Why do so many prominent ‘anti-racist’ activists rub shoulders with Jew-haters?

Georgia L Gilholy

Topics Identity Politics Politics UK

The September 2020 edition of British Vogue is, as one would expect of a fashion magazine, visually pleasing. The cover displays a striking monochrome shot of footballer Marcus Rashford and model Adwoa Aboah in all their finery, astride a red typeface which reads: ‘ACTIVISM NOW – THE FACES OF HOPE.’ In the issue’s feature piece, Brit(ish) author Afua Hirsch honours a selection of anti-racist activists she deems ‘remarkable’.

But what’s striking about some of them is their proximity to anti-Semites. In the piece, Hirsch heaps praise upon former Women’s March organiser Tamika D Mallory, who famously refused to condemn Louis Farrakhan. Farrakhan is the longtime leader of black-supremacist sect Nation of Islam. He has publicly referred to Jews as ‘bloodsuckers’ and ‘termites’. For decades his sect has distributed propaganda claiming that Jews control the economy and were responsible for the Atlantic slave trade.
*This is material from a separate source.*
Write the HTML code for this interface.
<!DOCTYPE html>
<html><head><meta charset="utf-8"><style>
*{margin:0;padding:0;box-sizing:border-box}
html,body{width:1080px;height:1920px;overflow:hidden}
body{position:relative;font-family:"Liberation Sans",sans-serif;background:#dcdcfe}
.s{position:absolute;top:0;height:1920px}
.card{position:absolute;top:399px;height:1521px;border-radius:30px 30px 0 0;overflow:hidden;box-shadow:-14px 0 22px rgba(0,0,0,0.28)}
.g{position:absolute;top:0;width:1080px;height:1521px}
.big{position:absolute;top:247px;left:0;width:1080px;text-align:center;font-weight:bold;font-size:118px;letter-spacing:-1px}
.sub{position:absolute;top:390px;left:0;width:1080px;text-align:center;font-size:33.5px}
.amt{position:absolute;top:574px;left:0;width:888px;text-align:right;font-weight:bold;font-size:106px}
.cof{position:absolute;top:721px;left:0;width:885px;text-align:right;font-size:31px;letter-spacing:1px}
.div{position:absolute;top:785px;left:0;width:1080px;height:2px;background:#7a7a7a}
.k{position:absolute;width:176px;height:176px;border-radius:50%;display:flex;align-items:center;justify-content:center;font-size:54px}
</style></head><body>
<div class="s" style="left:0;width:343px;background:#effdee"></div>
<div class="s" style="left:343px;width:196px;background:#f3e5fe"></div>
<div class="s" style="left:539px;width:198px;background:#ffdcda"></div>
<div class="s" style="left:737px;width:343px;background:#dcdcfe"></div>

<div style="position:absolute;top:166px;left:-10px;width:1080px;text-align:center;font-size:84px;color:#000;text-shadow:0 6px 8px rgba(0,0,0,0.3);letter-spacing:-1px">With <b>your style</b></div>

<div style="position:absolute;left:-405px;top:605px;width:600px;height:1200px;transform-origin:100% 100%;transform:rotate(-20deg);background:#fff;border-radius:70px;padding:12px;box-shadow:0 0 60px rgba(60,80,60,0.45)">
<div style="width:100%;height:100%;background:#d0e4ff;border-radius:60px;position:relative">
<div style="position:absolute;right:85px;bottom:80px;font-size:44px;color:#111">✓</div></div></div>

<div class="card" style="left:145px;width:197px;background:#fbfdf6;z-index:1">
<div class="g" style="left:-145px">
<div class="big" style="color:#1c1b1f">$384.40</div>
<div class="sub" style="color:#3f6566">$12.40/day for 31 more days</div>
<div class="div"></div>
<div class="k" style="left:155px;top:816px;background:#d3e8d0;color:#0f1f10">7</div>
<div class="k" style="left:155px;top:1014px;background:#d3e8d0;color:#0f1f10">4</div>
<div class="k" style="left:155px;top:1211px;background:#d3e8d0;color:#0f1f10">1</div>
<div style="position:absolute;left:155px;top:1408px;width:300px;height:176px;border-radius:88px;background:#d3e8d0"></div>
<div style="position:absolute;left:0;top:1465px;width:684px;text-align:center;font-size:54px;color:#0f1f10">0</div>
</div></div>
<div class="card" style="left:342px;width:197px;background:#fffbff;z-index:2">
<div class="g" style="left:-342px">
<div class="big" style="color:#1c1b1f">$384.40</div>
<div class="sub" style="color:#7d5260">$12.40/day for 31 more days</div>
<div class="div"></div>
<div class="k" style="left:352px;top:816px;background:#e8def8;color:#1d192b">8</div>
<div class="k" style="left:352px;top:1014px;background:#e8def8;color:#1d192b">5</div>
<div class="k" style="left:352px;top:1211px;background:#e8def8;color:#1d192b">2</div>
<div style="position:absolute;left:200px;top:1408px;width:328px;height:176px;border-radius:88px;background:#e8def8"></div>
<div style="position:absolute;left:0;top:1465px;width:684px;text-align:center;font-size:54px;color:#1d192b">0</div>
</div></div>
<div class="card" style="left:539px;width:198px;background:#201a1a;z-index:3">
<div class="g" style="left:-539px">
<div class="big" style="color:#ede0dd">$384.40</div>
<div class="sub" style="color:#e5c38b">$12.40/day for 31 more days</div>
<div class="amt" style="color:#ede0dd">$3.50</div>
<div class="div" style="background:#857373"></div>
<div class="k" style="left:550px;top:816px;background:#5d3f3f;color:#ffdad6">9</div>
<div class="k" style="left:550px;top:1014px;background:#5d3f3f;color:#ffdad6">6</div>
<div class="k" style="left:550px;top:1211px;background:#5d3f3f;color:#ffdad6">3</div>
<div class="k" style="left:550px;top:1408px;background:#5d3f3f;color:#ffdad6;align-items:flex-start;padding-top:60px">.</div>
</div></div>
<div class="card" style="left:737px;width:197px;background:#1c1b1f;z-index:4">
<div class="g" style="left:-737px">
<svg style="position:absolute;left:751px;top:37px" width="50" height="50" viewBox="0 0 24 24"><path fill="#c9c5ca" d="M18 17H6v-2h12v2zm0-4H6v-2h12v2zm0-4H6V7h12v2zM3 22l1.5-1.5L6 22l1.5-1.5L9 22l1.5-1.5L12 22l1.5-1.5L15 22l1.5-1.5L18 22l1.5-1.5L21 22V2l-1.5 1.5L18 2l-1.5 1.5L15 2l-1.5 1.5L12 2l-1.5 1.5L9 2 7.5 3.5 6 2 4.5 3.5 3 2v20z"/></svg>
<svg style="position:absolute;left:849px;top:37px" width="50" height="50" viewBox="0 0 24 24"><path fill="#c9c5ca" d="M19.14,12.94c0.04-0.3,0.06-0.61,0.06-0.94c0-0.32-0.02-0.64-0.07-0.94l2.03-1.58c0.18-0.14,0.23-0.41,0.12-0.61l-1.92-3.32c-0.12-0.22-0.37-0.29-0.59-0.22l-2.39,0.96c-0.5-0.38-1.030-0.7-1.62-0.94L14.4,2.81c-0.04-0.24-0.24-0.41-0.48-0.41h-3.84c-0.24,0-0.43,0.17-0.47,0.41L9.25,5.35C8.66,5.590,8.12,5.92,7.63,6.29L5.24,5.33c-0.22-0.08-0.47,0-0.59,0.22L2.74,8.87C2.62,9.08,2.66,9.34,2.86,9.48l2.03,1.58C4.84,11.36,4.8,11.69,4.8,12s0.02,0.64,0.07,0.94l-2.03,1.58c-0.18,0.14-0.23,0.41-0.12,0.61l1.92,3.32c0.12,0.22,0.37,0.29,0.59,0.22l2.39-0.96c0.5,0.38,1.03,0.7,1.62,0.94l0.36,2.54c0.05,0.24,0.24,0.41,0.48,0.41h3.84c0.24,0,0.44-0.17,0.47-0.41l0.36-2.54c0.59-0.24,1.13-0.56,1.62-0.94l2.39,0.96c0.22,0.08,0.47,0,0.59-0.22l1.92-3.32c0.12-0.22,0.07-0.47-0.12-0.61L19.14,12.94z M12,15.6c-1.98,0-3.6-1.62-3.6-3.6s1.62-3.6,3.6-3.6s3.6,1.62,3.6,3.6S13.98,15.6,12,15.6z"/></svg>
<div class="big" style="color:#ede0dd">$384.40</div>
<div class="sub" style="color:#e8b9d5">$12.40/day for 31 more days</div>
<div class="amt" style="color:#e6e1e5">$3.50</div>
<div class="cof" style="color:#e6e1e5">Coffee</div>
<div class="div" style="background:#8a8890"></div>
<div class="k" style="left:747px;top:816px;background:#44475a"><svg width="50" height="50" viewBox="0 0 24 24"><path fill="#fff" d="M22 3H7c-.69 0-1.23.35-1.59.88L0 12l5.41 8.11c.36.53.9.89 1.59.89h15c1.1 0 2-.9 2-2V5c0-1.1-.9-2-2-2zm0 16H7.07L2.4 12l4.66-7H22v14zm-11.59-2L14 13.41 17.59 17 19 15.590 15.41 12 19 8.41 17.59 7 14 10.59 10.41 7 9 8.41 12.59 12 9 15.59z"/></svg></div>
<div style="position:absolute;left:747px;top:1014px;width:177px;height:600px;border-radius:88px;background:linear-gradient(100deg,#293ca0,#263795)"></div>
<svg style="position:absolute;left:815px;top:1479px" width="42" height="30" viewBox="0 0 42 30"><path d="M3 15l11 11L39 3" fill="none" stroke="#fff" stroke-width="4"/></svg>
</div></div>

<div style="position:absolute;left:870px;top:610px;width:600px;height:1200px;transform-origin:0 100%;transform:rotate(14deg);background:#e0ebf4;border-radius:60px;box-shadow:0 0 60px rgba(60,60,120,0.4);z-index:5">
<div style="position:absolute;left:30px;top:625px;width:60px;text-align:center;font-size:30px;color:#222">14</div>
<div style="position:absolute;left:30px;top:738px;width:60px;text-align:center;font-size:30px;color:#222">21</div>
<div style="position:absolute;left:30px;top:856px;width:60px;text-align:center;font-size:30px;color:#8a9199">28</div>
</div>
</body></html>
Hirsch describes 2020 ‘as a year that shredded complacency’. Yet her own spotlighting of morally dubious ‘anti-racist’ activists demonstrates the woke congregation’s appalling complacency regarding anti-Semitism. Why is it that someone like Hirsch, who tirelessly campaigned for the removal of Nelson’s Column in Trafalgar Square for its connotations of historical racism, is happy to laud living, breathing activists with ongoing links to Jew-haters?

Anti-Semitism is a real problem on the woke left. The so-called Forever Family Force, which marched in Brixton recently as part of a reparations demonstration, made headlines for its paramilitary-style gear. Since then it has been revealed that FFF leader Khari McKenzie has made a series of anti-Semitic posts. Like Farrakhan, he blames Jews for slavery and has described the Jewish community’s alleged role in the slave trade as ‘the original holocaust’. Unsurprisingly, McKenzie was also quick to jump to grime artist Wiley’s defence after his anti-Jewish Twitter tirade last month.

This troubling undercurrent in progressive activism is an inevitable product of an intersectional ideology that labels certain groups as innately ‘privileged’, and thus evil, and others as eternally ‘oppressed’, and therefore virtuous. Jews (and indeed, truth itself) are mere collateral when it comes to the woke mission to deconstruct an allegedly evil society. And regrettably, this woke anti-Semitism is very much in vogue.

Georgia L Gilholy is a graduate student at University College London. Follow her on Twitter: @llggeorgia

Picture by: YouTube.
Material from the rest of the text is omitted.